Jarrell could be harsh, critics agreed, but his vehemence was a barometer of his love for literature. Robert Lowell wrote in the New York Times Book Review that Jarrell was "almost brutally serious about literature." Lowell conceded that he was famed for his "murderous intuitive phrases," but defended Jarrell by asserting that he took "as much joy in rescuing the reputation of a sleeping good writer as in chloroforming a mediocre one." Helen Vendler also felt that Jarrell's commitment to promoting good writers was the source of his vitriolic reviews. She wrote in the New York Times Book Review that "nobody loved poets more or better than Randall Jarrell—and irony, indifference or superciliousness in the presence of the remarkable seemed to him capital sins." Michael Dirda of the Washington Post Book World agreed that Jarrell had the best interests of literature in mind when he used invective. According to Dirda, Jarrell defended his willingness to "bury" (Jarrell's word) a work that did not meet his standards by saying that "taste has to be maintained (or elevated if it's at too low a level to make maintenance bearable) and there is no other way of doing it." John K. Roth noted similarly in the Los Angeles Times that Jarrell believed "artistic worth is not a relative, let alone a financial matter. There are such traits as trained and scrupulous taste, [and] reasoned critical judgement."

Christopher Lehmann-Haupt attributed a gradual change in Jarrell's approach to his concern for writers. He wrote in the New York Times: "Randall Jarrell was in his early years a harsh and witty disparager.... Even [later in his career] when he has praise for a poet, he often begins by knocking a work down, and then floors the reader by pronouncing the poet worth reading. Yet somewhere along the way the zingers and twisteroos die out.... [Perhaps] part of the reason Jarrell eases up on his fellow poets is simply because he is worried about their extinction." And although he softened his blows, Jarrell maintained his traditionally-based standards. Suzanne Ferguson wrote in her Poetry of Randall Jarrell that his criticism, with standards based on "broad, deep reading in all kinds of writing," would "ask always, both explicitly and implicitly, whether the poem tells truth about the world; whether it helps the reader see a little farther, a little more clearly the dark and light of his situation."
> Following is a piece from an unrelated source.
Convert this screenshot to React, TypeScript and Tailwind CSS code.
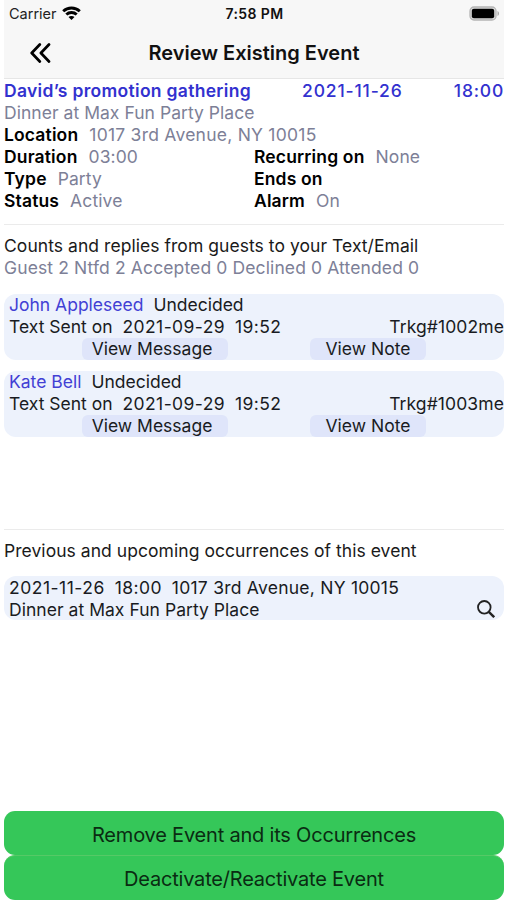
import type { ReactNode } from "react";

type Guest = { name: string; tracking: string };

const guests: Guest[] = [
  { name: "John Appleseed", tracking: "Trkg#1002me" },
  { name: "Kate Bell", tracking: "Trkg#1003me" },
];

function Field({ label, children }: { label: string; children?: ReactNode }) {
  return (
    <div className="flex gap-[11px]">
      <span className="font-semibold tracking-[0.15px] text-black">{label}</span>
      <span className="tracking-[0.1px] text-[#7d8097]">{children}</span>
    </div>
  );
}

function StatusBar() {
  return (
    <div className="flex h-[27px] items-center justify-between pt-px pr-[4px] pl-[5px] text-[14px] leading-[26px]">
      <div className="flex w-[160px] items-center gap-[5px] text-[#222]">
        <span className="text-[14.5px]">Carrier</span>
        <svg className="-mt-[2px]" width="19" height="14" viewBox="0 0 19 14" fill="none" stroke="#000" strokeWidth="2.9">
          <path d="M1.2 5.2C5.8.9 13.2.9 17.8 5.2" />
          <path d="M4.3 8.5c2.9-2.7 7.5-2.7 10.4 0" />
          <path d="M9.5 13.9 6.5 11c1.6-1.500 4.400-1.500 6 0z" fill="#000" stroke="none" />
        </svg>
      </div>
      <span className="text-[14px] font-semibold tracking-[0.4px] text-[#111]">7:58 PM</span>
      <div className="flex w-[160px] justify-end">
        <svg className="-mt-[2px]" width="31" height="15" viewBox="0 0 31 15">
          <rect x="1" y="1" width="26" height="13" rx="4" fill="#ddd" stroke="#b5b5b5" strokeWidth="1.3" />
          <rect x="2.800" y="2.800" width="22.400" height="9.400" rx="2" fill="#000" />
          <path d="M28.500 5c2 .7 2 4.300 0 5z" fill="#aaa" />
        </svg>
      </div>
    </div>
  );
}

function GuestCard({ name, tracking }: Guest) {
  return (
    <div className="h-[66px] rounded-[12px] bg-[#edf2fc] pl-[5px] text-[#191b22]">
      <div className="flex gap-[10px]">
        <span className="text-[#4240d4]">{name}</span>
        <span>Undecided</span>
      </div>
      <div className="flex">
        <span>Text Sent on</span>
        <span className="ml-[10px] tracking-[0.4px]">2021-09-29</span>
        <span className="ml-[10px] tracking-[0.4px]">19:52</span>
        <span className="ml-auto tracking-[0.1px]">{tracking}</span>
      </div>
      <div className="flex">
        <button className="ml-[73px] h-[22px] w-[146px] rounded-[6px] bg-[#dfe5fa] pr-[6px]">View Message</button>
        <button className="ml-[82px] h-[22px] w-[116px] rounded-[6px] bg-[#dfe5fa]">View Note</button>
      </div>
    </div>
  );
}

export default function App() {
  return (
    <div className="flex h-[900px] w-[507px] flex-col overflow-hidden bg-white pr-[3px] pl-[4px] font-[Inter,sans-serif] text-[17.5px] leading-[22px] whitespace-nowrap text-[#1a1a1a]">
      <header className="h-[79px] shrink-0 border-b border-[#e6e6e6] bg-[#f7f7f7]">
        <StatusBar />
        <div className="flex h-[51px] items-center">
          <svg className="ml-[26px] shrink-0" width="21" height="20" viewBox="0 0 21 20" fill="none" stroke="#000" strokeWidth="2.7" strokeLinecap="round" strokeLinejoin="round">
            <path d="M9.800 1.500 1.700 10l8.100 8.500M19 1.500 10.900 10l8.100 8.500" />
          </svg>
          <h1 className="mr-[47px] flex-1 text-center text-[20px] font-semibold text-[#111]">Review Existing Event</h1>
        </div>
      </header>

      <section className="h-[146px] shrink-0 border-b border-[#ebebeb] pt-px">
        <div className="flex font-semibold text-[#3231cf]">
          <span className="w-[298px] tracking-[0.3px]">David’s promotion gathering</span>
          <span className="font-medium tracking-[0.85px]">2021-11-26</span>
          <span className="ml-auto font-medium tracking-[0.8px]">18:00</span>
        </div>
        <div className="tracking-[0.04px] text-[#7d8097]">Dinner at Max Fun Party Place</div>
        <Field label="Location">
          <span className="tracking-[0.24px]">1017 3rd Avenue, NY 10015</span>
        </Field>
        <div className="grid grid-cols-2">
          <Field label="Duration">03:00</Field>
          <Field label="Recurring on">None</Field>
          <Field label="Type">Party</Field>
          <Field label="Ends on" />
          <Field label="Status">Active</Field>
          <Field label="Alarm">On</Field>
        </div>
      </section>

      <section className="h-[305px] shrink-0 border-b border-[#ebebeb] pt-[10px]">
        <div className="tracking-[0.05px]">Counts and replies from guests to your Text/Email</div>
        <div className="tracking-[0.12px] text-[#7d8097]">Guest 2 Ntfd 2 Accepted 0 Declined 0 Attended 0</div>
        <div className="mt-[15px] flex flex-col gap-[11px]">
          {guests.map((g) => (
            <GuestCard key={g.name} {...g} />
          ))}
        </div>
      </section>

      <section className="pt-[10px]">
        <div className="tracking-[0.05px]">Previous and upcoming occurrences of this event</div>
        <div className="mt-[14px] flex h-[44px] items-end justify-between rounded-[12px] bg-[#edf2fc] pr-[9px] pl-[5px] text-[#191b22]">
          <div className="-mb-px">
            <div className="flex gap-[10px]">
              <span className="tracking-[0.5px]">2021-11-26</span>
              <span className="tracking-[0.4px]">18:00</span>
              <span className="tracking-[0.24px]">1017 3rd Avenue, NY 10015</span>
            </div>
            <div className="tracking-[0.04px]">Dinner at Max Fun Party Place</div>
          </div>
          <svg className="mb-[2px]" width="18" height="18" viewBox="0 0 18 18" fill="none" stroke="#222" strokeWidth="1.800">
            <circle cx="7.300" cy="7.300" r="6.300" />
            <path d="m11.800 11.800 5.400 5.400" strokeWidth="2.400" />
          </svg>
        </div>
      </section>

      <footer className="mt-auto flex flex-col text-[20px] tracking-[-0.2px] text-[#0a2b12]">
        <button className="h-[44px] rounded-[11px] bg-[#35c759] pt-[3px]">Remove Event and its Occurrences</button>
        <button className="h-[45px] rounded-[11px] border-t border-[#56c966] bg-[#35c759] pt-[2px]">Deactivate/Reactivate Event</button>
      </footer>
    </div>
  );
}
Jarrell tried to guide the reader not just by the content but also the style of his writing. A straightforward approach was as important to Jarrell in his own writing as in that of the writers he reviewed, noted D. J. Enright in Listener: "Just as common feeling informs his best poetry, so what underlies Randall Jarrell's criticism is common sense—that quality derided by frothy phonies who have failed to notice how uncommon it is—strengthened and clarified by exactly remembered reading, considerable knowledge of what is essential to know, and his own experience in the art of writing." Jarrell's insistence on clarity and accessibility in writing alienated him from some academicians; his denouncement of the New Criticism set him even further afield. According to Hilton Kramer in New Leader, the advent of the New Criticism "induced a profound despair over the very nature of the critical vocation, and his response to that despair was to adopt a tone and a method markedly different from the despised weightiness and solemnity he saw overtaking the whole literary enterprise. This change in his critical outlook had the unfortunate effect of depriving Jarrell of a certain seriousness." Michael Dirda interpreted Jarrell's stance in a more positive way: "In a time when criticism was already turning professional and academic, Jarrell spoke as a reader, one who tried to convey his enthusiasm or his disappointment in a book as sharply as he could manage."
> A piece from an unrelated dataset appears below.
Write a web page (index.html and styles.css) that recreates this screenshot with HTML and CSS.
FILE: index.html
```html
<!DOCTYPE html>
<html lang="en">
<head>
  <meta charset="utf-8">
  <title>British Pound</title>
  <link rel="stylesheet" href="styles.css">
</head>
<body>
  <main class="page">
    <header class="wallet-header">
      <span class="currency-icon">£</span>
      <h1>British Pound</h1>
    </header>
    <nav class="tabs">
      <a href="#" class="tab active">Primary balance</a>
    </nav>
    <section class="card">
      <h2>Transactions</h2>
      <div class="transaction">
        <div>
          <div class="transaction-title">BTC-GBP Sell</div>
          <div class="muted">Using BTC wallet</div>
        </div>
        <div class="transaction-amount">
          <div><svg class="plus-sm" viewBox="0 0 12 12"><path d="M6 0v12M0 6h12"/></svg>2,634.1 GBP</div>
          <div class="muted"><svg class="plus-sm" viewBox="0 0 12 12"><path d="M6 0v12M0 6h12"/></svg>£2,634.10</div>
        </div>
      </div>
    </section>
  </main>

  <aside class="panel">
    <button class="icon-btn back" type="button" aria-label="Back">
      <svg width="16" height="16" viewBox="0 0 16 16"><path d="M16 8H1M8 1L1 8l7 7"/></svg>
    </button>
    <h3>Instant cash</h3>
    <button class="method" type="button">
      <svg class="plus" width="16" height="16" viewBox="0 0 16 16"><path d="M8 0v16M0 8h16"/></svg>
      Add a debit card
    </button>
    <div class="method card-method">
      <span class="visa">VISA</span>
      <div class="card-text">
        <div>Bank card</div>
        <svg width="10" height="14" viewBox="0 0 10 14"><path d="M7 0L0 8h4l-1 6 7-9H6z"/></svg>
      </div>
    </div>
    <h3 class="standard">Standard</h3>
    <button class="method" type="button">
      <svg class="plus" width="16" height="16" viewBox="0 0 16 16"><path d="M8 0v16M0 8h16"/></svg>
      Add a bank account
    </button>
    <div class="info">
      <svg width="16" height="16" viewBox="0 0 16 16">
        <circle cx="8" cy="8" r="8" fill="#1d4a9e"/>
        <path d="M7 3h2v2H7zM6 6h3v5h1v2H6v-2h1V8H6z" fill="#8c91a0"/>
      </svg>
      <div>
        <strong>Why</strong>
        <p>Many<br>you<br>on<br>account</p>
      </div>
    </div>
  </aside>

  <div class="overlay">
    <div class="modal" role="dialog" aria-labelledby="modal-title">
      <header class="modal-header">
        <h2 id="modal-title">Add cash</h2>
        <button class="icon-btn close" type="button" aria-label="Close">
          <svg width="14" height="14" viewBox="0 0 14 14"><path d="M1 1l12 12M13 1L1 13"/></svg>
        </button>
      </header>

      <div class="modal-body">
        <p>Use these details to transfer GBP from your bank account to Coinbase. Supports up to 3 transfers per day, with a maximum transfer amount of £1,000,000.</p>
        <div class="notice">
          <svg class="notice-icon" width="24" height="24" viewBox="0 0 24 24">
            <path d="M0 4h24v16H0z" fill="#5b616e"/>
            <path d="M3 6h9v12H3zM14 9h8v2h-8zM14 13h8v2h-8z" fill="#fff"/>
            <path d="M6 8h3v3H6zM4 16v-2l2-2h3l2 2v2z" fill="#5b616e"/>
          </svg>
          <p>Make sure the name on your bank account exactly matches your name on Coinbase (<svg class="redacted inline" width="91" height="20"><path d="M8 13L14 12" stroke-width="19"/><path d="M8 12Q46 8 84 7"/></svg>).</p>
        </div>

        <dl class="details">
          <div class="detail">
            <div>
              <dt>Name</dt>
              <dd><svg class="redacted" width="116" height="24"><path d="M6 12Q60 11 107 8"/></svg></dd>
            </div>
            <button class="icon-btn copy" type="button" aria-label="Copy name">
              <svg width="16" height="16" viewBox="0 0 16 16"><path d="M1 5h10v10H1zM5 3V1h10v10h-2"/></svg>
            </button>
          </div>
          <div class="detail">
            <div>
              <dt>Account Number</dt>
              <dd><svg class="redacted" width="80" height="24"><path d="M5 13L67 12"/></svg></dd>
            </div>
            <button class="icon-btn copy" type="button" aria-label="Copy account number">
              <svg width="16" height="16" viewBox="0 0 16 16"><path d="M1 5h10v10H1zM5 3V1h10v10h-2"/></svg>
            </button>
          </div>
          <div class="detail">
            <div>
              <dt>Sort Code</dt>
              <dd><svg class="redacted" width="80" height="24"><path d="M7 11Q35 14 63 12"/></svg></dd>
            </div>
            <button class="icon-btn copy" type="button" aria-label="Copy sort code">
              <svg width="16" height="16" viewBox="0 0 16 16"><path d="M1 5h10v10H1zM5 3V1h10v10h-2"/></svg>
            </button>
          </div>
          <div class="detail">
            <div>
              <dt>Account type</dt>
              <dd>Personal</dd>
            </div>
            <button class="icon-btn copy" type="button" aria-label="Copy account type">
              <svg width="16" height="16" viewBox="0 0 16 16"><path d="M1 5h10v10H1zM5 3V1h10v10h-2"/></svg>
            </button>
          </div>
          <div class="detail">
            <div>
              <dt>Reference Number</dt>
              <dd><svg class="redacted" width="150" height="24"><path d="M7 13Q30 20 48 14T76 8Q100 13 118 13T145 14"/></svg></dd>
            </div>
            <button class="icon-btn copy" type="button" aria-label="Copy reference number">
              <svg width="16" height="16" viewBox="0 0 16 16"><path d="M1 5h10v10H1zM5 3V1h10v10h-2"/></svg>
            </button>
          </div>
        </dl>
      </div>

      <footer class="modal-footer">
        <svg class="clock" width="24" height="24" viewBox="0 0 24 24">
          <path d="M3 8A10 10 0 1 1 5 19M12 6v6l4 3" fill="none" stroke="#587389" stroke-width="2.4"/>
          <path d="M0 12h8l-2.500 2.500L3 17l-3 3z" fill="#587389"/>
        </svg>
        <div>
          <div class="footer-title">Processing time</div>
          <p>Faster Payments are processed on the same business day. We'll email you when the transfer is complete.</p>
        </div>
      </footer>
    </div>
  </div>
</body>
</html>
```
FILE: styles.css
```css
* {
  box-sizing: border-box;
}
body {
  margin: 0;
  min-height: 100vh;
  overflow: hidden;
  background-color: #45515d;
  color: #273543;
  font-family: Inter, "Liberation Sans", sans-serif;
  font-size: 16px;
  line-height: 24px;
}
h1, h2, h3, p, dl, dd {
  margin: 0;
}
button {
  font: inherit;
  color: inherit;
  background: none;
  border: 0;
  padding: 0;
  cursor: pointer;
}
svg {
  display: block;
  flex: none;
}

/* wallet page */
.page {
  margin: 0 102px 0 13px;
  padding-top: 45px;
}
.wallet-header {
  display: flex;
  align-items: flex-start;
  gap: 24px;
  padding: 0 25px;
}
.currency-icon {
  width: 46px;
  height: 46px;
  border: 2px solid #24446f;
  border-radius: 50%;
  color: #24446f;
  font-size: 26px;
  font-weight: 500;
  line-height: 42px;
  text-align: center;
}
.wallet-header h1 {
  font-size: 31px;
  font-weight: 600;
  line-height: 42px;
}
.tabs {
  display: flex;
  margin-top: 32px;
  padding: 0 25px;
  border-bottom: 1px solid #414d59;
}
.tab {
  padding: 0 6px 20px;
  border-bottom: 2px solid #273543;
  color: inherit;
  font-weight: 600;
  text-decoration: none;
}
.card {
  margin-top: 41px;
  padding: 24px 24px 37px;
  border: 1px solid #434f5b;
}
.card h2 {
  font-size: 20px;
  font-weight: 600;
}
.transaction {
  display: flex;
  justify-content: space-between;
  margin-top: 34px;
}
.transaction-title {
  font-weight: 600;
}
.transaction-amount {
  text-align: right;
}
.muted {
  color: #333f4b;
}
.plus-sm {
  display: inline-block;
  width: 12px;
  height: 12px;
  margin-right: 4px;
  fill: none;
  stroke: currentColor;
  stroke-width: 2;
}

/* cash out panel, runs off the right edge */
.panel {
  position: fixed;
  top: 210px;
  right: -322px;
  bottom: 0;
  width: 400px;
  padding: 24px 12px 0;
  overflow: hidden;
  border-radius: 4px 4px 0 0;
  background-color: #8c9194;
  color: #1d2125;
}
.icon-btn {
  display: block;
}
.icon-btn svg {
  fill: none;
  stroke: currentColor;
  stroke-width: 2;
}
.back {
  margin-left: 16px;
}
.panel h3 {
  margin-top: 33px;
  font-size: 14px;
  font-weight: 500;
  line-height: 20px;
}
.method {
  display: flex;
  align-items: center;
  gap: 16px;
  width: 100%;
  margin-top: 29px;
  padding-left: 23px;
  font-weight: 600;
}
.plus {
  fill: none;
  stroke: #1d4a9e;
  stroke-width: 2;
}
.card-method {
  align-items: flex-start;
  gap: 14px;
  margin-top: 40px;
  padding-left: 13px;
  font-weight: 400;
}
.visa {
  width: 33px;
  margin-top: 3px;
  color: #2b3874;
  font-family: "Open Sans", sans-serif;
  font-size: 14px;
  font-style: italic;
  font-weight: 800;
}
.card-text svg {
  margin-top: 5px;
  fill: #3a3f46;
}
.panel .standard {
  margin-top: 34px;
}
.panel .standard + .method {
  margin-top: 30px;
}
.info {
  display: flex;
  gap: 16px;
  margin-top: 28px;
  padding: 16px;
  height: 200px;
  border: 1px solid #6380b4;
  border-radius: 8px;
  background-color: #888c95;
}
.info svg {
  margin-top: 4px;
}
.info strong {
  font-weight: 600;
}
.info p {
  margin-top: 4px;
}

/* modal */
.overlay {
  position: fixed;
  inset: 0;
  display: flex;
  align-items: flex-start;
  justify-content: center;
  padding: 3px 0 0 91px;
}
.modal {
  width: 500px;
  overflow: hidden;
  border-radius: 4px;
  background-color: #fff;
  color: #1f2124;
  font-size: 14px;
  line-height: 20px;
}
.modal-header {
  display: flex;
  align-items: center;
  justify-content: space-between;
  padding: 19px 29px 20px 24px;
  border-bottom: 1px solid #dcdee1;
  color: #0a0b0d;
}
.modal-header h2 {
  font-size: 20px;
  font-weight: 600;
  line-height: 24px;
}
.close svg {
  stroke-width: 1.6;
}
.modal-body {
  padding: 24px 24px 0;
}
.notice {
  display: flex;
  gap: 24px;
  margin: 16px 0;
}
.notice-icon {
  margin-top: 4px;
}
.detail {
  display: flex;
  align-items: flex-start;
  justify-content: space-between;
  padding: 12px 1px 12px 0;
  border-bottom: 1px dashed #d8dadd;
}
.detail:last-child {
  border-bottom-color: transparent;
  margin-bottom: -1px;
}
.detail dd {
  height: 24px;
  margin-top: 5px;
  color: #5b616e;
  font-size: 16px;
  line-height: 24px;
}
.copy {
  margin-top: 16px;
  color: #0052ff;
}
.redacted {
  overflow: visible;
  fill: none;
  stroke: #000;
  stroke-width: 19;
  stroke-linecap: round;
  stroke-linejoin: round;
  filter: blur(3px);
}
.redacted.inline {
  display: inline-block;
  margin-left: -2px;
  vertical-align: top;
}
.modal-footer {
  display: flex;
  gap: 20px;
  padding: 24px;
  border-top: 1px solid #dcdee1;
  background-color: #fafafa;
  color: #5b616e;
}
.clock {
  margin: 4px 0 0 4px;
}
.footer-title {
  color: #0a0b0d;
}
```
Jarrell's passion for clarity extended from his criticism to his poetry. Julian Moynahan asserted in the New York Times Book Review that "Jarrell was a master of the modern plain style, the style which in poets like Frost, Hardy and Philip Larkin (Jarrell's favorite younger English poet) is used to connect the vicissitudes of ordinary experience with modes of primary feeling which move deep down within, and between, all of us." A Time reviewer suggested that in forming his style, Jarrell "rejected what poet [Karl] Shapiro calls 'Eliot's High Church voice' in favor of 'plain American, which dogs and cats can read.' He demanded plain speech and uttered it." Other critics have commented on the "colloquial, intimate mode of speech" that James Atlas of the American Poetry Review identified with Jarrell; for Karl Shapiro, writing in Book World, it seemed that "what Jarrell did was to locate the tone of voice of his time and of his class (the voice of the poet-professor-critic who refuses to surrender his intelligence and his education to the undergraduate mentality)."

While Jarrell retained his colloquial voice with no "discernable 'development'" over the years, he did branch out thematically, according to Hugh B. Staples, who asserted in Contemporary Literature that his "diversity is reflected in the considerable canon of his work." Ferguson identified Jarrell's themes as "relatively few and closely related as they evolve through his thirty-year writing career: in the poems of the thirties, the 'great Necessity' of the natural world and the evils of power politics; in the poems of the early forties, the dehumanizing forces of war and ways to escape or recover from these through dreams, mythologizing, or Christian faith; in the poems of the fifties, and continuing into the sixties, loneliness and fear of aging and death, again opposed by the imagination in dreams and works of art; and in some of the last poems, the defeat of Necessity and time through imaginative recovery of one's own past."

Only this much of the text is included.